Locking all pages

mlock basically allows us to tell the OS to lock a certain range of memory into RAM. In some real-world cases, though, we cannot predict exactly which pages of memory we will require resident in advance (a real-time application might require various, or all, memory pages to always be resident).

To solve this tricky issue, another system call  mlockall(2) exists; as you can guess, it allows you to lock all process memory pages:

 int mlockall(int flags);

If successful (remember, the same privilege restrictions apply to mlockall as to mlock), all the process's memory pages  such as text, data segments, library pages, stack, and shared memory segments  are guaranteed to remain resident in RAM until unlocked.

The flags argument provides further control to the application developer; it can be bitwise OR of the following:

  • MCL_CURRENT
  • MCL_FUTURE
  • MCL_ONFAULT (Linux 4.4 onward)

Using MCL_CURRENT asks the OS to lock all current pages within the calling process's VAS into memory.

But what if you issue the mlockall(2) system call at initialization time, but the real-time process is going to perform an malloc of say, 200 kilobytes, 5 minutes from now? We need to guarantee that those 200 KB of memory (which is 50 pages, given a 4 KB page size) is always resident in RAM (otherwise, the real-time application will suffer too great a latency from possible future page faulting). That is the purpose of the MCL_FUTURE flag: it guarantees the memory pages that become part of the calling process's VAS in the future will remain resident in memory until unlocked.

We learned in the Demand-paging section that performing malloc does nothing more than reserve virtual memory, not physical. As an example, if an (non-real-time) application performs a rather large allocation of a megabyte (that's 512 pages), we understand that only 512 virtual pages are reserved and the physical page frames are not actually allocated  they will get faulted in on-demand. A typical realtime application will therefore need to somehow guarantee that, once faulted in, these 512 pages will remain locked (resident) in RAM. Use the MCL_ONFAULT flag to achieve this.
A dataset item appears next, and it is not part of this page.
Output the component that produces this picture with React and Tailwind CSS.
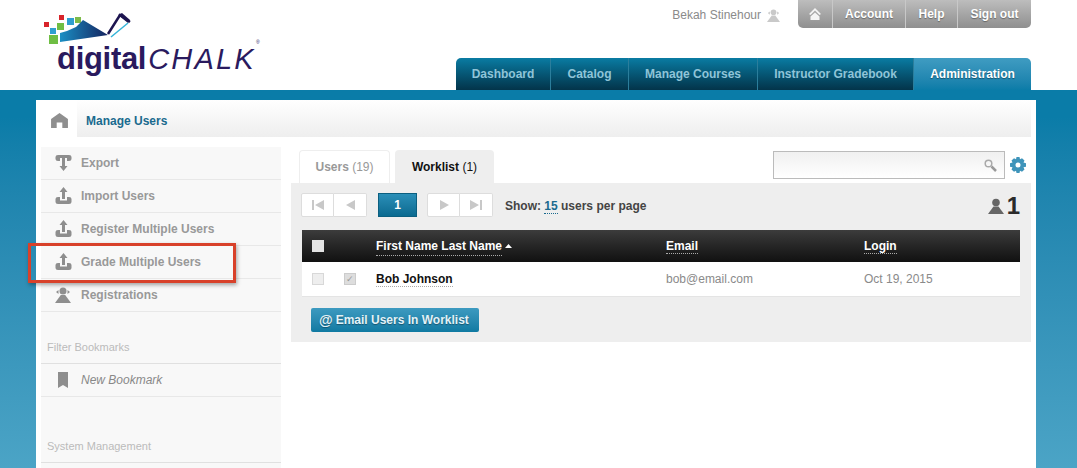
function Logo() {
  return (
    <div className="relative w-[230px] h-[90px]">
      <svg className="absolute left-0 top-0" width="100" height="50" viewBox="0 0 100 50">
        <defs>
          <linearGradient id="wedge" x1="0" y1="0" x2="1" y2="0">
            <stop offset="0%" stopColor="#1b8fc4" />
            <stop offset="100%" stopColor="#14235f" />
          </linearGradient>
        </defs>
        <rect x="1" y="22" width="5" height="5" fill="#d8232a" />
        <rect x="16" y="15" width="5" height="5" fill="#d8232a" />
        <rect x="14" y="23" width="7" height="7" fill="#6fbe44" />
        <rect x="7" y="28" width="6" height="6" fill="#2f9fd0" />
        <rect x="6" y="35" width="9" height="9" fill="#6fbe44" />
        <rect x="24" y="18" width="7" height="7" fill="#2f9fd0" />
        <rect x="32" y="17" width="6" height="6" fill="#7dbb4a" />
        <path d="M17 33 L24 31 L33 27 L40 20 L65 35 L17 42 Z" fill="url(#wedge)" />
      </svg>
      <svg className="absolute left-[57px] top-[8px]" width="40" height="34" viewBox="0 0 40 34">
        <path d="M8 26 L20 7 L30 14" fill="none" stroke="#1d1550" strokeWidth="2.5" />
        <path d="M18 7 L22 5 L30 12 L28 15 Z" fill="#1d1550" />
        <path d="M11 29 L28 15" stroke="#35b4d8" strokeWidth="1.5" />
      </svg>
      <div className="absolute left-[14px] top-[39px] flex items-baseline leading-[40px]">
        <span className="font-['Liberation_Sans',sans-serif] font-bold text-[31px] tracking-[-0.3px] text-[#2a1a5e]">digital</span>
        <span className="ml-[2px] font-['Liberation_Sans',sans-serif] italic text-[29px] tracking-[2.2px] text-[#2a1a5e] font-light">CHALK</span>
      </div>
      <span className="absolute left-[213px] top-[40px] text-[5px] leading-none text-[#2a1a5e]">®</span>
    </div>
  );
}

function HomeIcon({ className }) {
  return (
    <svg className={className} viewBox="0 0 18 16">
      <path d="M9 0 L18 6.5 V16 H12 V10 H6 V16 H0 V6.5 Z" fill="#8f8f8f" />
    </svg>
  );
}

function UploadIcon() {
  return (
    <svg width="17" height="18" viewBox="0 0 17 18">
      <path d="M8.5 0 L12.5 5 H10 V12 H7 V5 H4.500 Z" fill="#8e8e8e" />
      <path d="M0.500 12 Q0.500 10 3 10 H5 V13.500 H12 V10 H14 Q16.500 10 16.500 12 V15 Q16.500 17 14 17 H3 Q0.500 17 0.500 15 Z" fill="#8e8e8e" />
    </svg>
  );
}

function ExportIcon() {
  return (
    <svg width="17" height="18" viewBox="0 0 17 18">
      <path d="M0.500 3 Q0.500 1 3 1 H14 Q16.500 1 16.500 3 V5 Q16.500 7 14 7 H12 V4 H5 V7 H3 Q0.500 7 0.500 5 Z" fill="#8e8e8e" />
      <path d="M7 4 H10 V12 H12.500 L8.500 17 L4.500 12 H7 Z" fill="#8e8e8e" />
    </svg>
  );
}

function PersonIcon({ className, fill = "#8e8e8e" }) {
  return (
    <svg className={className} viewBox="0 0 16 16" fill={fill}>
      <circle cx="8" cy="4.500" r="3.800" />
      <path d="M5.500 8.500 H10.500 L16 16 H0 Z" />
    </svg>
  );
}

// person with the small side arrows, used on Registrations and next to the user name
function RegistrationsIcon({ className, fill = "#8e8e8e" }) {
  return (
    <svg className={className} viewBox="0 0 16 16" fill={fill}>
      <circle cx="8" cy="4" r="3.500" />
      <path d="M5.800 8 H10.200 L16 16 H0 Z" />
      <path d="M3.500 3 V7 L1 5 Z M12.500 3 V7 L15 5 Z" />
    </svg>
  );
}

function SideRow({ icon, label, marked }) {
  return (
    <div className="relative h-[33px] flex items-center border-b border-[#e8e8e8]">
      <span className="w-[40px] flex justify-center pl-[4px]">{icon}</span>
      <span className="text-[12px] font-bold text-[#999999]">{label}</span>
      {marked && (
        <div className="absolute left-[-13px] top-[-3px] w-[208px] h-[40px] border-[3px] border-[#d8412a] shadow-[1px_2px_4px_rgba(0,0,0,0.35)]" />
      )}
    </div>
  );
}

function PagerBtn({ d, first }) {
  return (
    <span className={`w-[33px] h-[24px] flex items-center justify-center bg-white border border-[#dddddd] ${first ? "rounded-l-[2px]" : "border-l-0 rounded-r-[2px]"}`}>
      <svg width="12" height="10" viewBox="0 0 12 10"><path d={d} fill="#c8c8c8" /></svg>
    </span>
  );
}

const tabs = [
  ["Dashboard", "w-[95px]"],
  ["Catalog", "w-[78px]"],
  ["Manage Courses", "w-[129px]"],
  ["Instructor Gradebook", "w-[156px]"],
];

export default function App() {
  return (
    <div className="w-[1077px] h-[468px] overflow-hidden font-['Liberation_Sans',sans-serif] bg-gradient-to-b from-[#0a7ca8] via-[#0a7ca8] via-[25%] to-[#4ba4c6]">
      <header className="h-[90px] bg-white flex justify-between pl-[43px] pr-[46px]">
        <Logo />
        <div className="flex flex-col items-end">
          <div className="flex items-start h-[58px]">
            <span className="flex items-center h-[30px] text-[12px] text-[#8a8a8a] mr-[18px]">
              Bekah Stinehour
              <RegistrationsIcon className="w-[13px] h-[13px] ml-[6px]" fill="#c9c9c9" />
            </span>
            <nav className="flex h-[28px] w-[233px] rounded-b-[5px] overflow-hidden bg-gradient-to-b from-[#bdbdbd] to-[#8f8f8f] text-[12px] font-bold text-white [text-shadow:0_1px_1px_rgba(0,0,0,0.35)]">
              <span className="w-[35px] flex items-center justify-center border-r border-[#c8c8c8]">
                <svg width="12" height="12" viewBox="0 0 12 12"><path d="M6 0 L12 6 L10.500 7 L6 2.500 L1.500 7 L0 6 Z M6 4.500 L10.500 8.500 V12 H1.500 V8.500 Z" fill="#f4f4f4" /></svg>
              </span>
              <span className="w-[73px] flex items-center justify-center border-r border-[#c8c8c8]">Account</span>
              <span className="w-[52px] flex items-center justify-center border-r border-[#c8c8c8]">Help</span>
              <span className="flex-1 flex items-center justify-center">Sign out</span>
            </nav>
          </div>
          <nav className="flex h-[32px] w-[575px] rounded-t-[5px] overflow-hidden text-[12px] font-bold">
            {tabs.map(([name, w]) => (
              <span key={name} className={`${w} flex items-center justify-center border-r border-[#2b7e9c] bg-gradient-to-b from-[#0a7ca3] to-[#03344a] text-[#8fc4d8]`}>
                {name}
              </span>
            ))}
            <span className="flex-1 flex items-center justify-center bg-gradient-to-b from-[#3f9cc2] to-[#0a7ca8] text-white [text-shadow:0_1px_1px_rgba(0,0,0,0.4)]">
              Administration
            </span>
          </nav>
        </div>
      </header>

      <main className="w-[1000px] ml-[36px] mt-[10px] h-[368px] bg-white pr-[5px]">
        <div className="flex h-[37px]">
          <span className="w-[41px] flex items-center justify-center pl-[5px] pt-[3px]">
            <HomeIcon className="w-[17px] h-[15px]" />
          </span>
          <div className="flex-1 flex items-center pl-[9px] pt-[4px] bg-gradient-to-b from-white to-[#eeeeee] text-[12px] font-bold text-[#1a6a8e]">
            Manage Users
          </div>
        </div>

        <div className="flex mt-[10px] pl-[5px]">
          <aside className="w-[240px] h-[321px] bg-[#f8f8f8]">
            <SideRow icon={<ExportIcon />} label="Export" />
            <SideRow icon={<UploadIcon />} label="Import Users" />
            <SideRow icon={<UploadIcon />} label="Register Multiple Users" />
            <SideRow icon={<UploadIcon />} label="Grade Multiple Users" marked />
            <SideRow icon={<RegistrationsIcon className="w-[16px] h-[16px]" />} label="Registrations" />
            <div className="h-[52px] flex items-end pb-[8px] pl-[6px] border-b border-[#e0e0e0] text-[11px] text-[#bbbbbb]">Filter Bookmarks</div>
            <div className="h-[33px] flex items-center border-b border-[#e8e8e8]">
              <span className="w-[40px] flex justify-center pl-[4px]">
                <svg width="10" height="16" viewBox="0 0 10 16"><path d="M0 0 H10 V16 L5 13 L0 16 Z" fill="#8e8e8e" /></svg>
              </span>
              <span className="text-[12px] italic text-[#888888]">New Bookmark</span>
            </div>
            <div className="h-[66px] flex items-end pb-[8px] pl-[6px] border-b border-[#e0e0e0] text-[11px] text-[#bbbbbb]">System Management</div>
          </aside>

          <section className="w-[740px] ml-[10px] pt-[3px]">
            <div className="flex h-[33px] items-start text-[12px] font-bold">
              <span className="ml-[8px] w-[91px] h-[33px] flex items-center justify-center rounded-t-[4px] border border-b-0 border-[#eeeeee] text-[#999999]">
                Users&nbsp;<span className="font-normal">(19)</span>
              </span>
              <span className="ml-[5px] w-[99px] h-[33px] flex items-center justify-center rounded-t-[4px] bg-[#eeeeee] text-[#111111]">
                Worklist&nbsp;<span className="font-normal">(1)</span>
              </span>
              <div className="ml-auto flex items-center mr-[5px] mt-[1px]">
                <div className="w-[232px] h-[28px] flex items-center justify-end pr-[7px] border border-[#bbbbbb] bg-gradient-to-b from-[#f0f0f0] to-white">
                  <svg width="13" height="13" viewBox="0 0 13 13">
                    <circle cx="4.500" cy="4.500" r="3.300" fill="none" stroke="#aaaaaa" strokeWidth="1.500" />
                    <path d="M7.500 7.500 L12 12" stroke="#999999" strokeWidth="2.500" />
                  </svg>
                </div>
                <svg className="ml-[5px]" width="16" height="16" viewBox="0 0 16 16">
                  <path d="M6.500 0 H9.500 L10 2.200 L12 1.200 L14.500 3.500 L13.500 5.600 L16 6.300 V9.700 L13.500 10.300 L14.500 12.500 L12 14.800 L10 13.800 L9.500 16 H6.500 L6 13.800 L4 14.800 L1.500 12.500 L2.500 10.300 L0 9.700 V6.300 L2.500 5.600 L1.500 3.500 L4 1.200 L6 2.200 Z M8 5.500 A2.500 2.500 0 1 0 8 10.500 A2.500 2.500 0 1 0 8 5.500 Z" fill="#3f94ba" fillRule="evenodd" />
                </svg>
              </div>
            </div>

            <div className="h-[159px] bg-[#eeeeee] pt-[10px] pl-[10px] pr-[11px]">
              <div className="flex items-center h-[24px]">
                <PagerBtn first d="M0 0 H2 V10 H0 Z M12 0 V10 L3 5 Z" />
                <PagerBtn d="M11 0 V10 L2 5 Z" />
                <span className="ml-[11px] w-[39px] h-[24px] flex items-center justify-center bg-gradient-to-b from-[#2a8fb8] to-[#0a6a90] border border-[#0b5f80] text-white text-[12px] font-bold">1</span>
                <span className="ml-[10px] flex">
                  <PagerBtn first d="M2 0 V10 L11 5 Z" />
                  <PagerBtn d="M0 0 V10 L9 5 Z M10 0 H12 V10 H10 Z" />
                </span>
                <span className="ml-[12px] pt-[2px] text-[12px] font-bold text-[#444444]">
                  Show: <span className="text-[#1a6a8e] border-b border-dotted border-[#1a6a8e]">15</span> users per page
                </span>
                <span className="ml-auto flex items-center text-[24px] font-bold text-[#2a2a2a] pt-[2px]">
                  <PersonIcon className="w-[16px] h-[16px] mr-[3px]" fill="#666666" />1
                </span>
              </div>

              <div className="mt-[13px] ml-[1px] h-[32px] flex items-center bg-gradient-to-b from-[#3c3c3c] to-[#111111] text-[12px] font-bold text-white">
                <span className="ml-[10px] w-[12px] h-[12px] bg-[#e4e4e4]" />
                <span className="ml-[52px] w-[290px] flex items-center">
                  <span className="border-b border-dotted border-[#aaaaaa]">First Name Last Name</span>
                  <svg className="ml-[3px]" width="7" height="4" viewBox="0 0 7 4"><path d="M0 4 L3.500 0 L7 4 Z" fill="#ffffff" /></svg>
                </span>
                <span className="w-[198px]"><span className="border-b border-dotted border-[#aaaaaa]">Email</span></span>
                <span><span className="border-b border-dotted border-[#aaaaaa]">Login</span></span>
              </div>
              <div className="ml-[1px] h-[35px] flex items-center bg-white border-b border-[#e4e4e4] text-[12px] text-[#8a8a8a]">
                <span className="ml-[10px] w-[12px] h-[12px] border border-[#d8d8d8] bg-[#eeeeee]" />
                <span className="ml-[20px] w-[12px] h-[12px] flex items-center justify-center border border-[#cccccc] bg-[#dddddd] text-[9px] text-[#999999] leading-none">✓</span>
                <span className="ml-[20px] w-[290px] text-[#111111] font-bold"><span className="border-b border-dotted border-[#aaaaaa]">Bob Johnson</span></span>
                <span className="w-[198px]">bob@email.com</span>
                <span>Oct 19, 2015</span>
              </div>

              <button className="mt-[11px] ml-[10px] w-[168px] h-[24px] flex items-center pl-[8px] rounded-[2px] bg-gradient-to-b from-[#3c9ac0] to-[#0f7aa2] text-[12px] font-bold text-[#e2f2f8] [text-shadow:0_1px_1px_rgba(0,0,0,0.35)]">
                <span className="text-[14px] mr-[3px]">@</span>Email Users In Worklist
              </button>
            </div>
          </section>
        </div>
      </main>
    </div>
  );
}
This flag must be used in conjunction with either the MCL_CURRENT or  MCL_FUTURE flag, or both. The idea is that physical memory consumption remains extremely efficient (as no physical allocation is done at the time of malloc), and yet, once the application starts to touch the virtual pages (that is, read, write, or execute data or code within the page), the physical page frames get faulted in and they will then be locked. In other words, we do not pre-fault the memory, thus we get the best of both worlds.

The other side of the coin is that, when done, the application can unlock all memory pages by issuing the counterpart API: munlockall(2).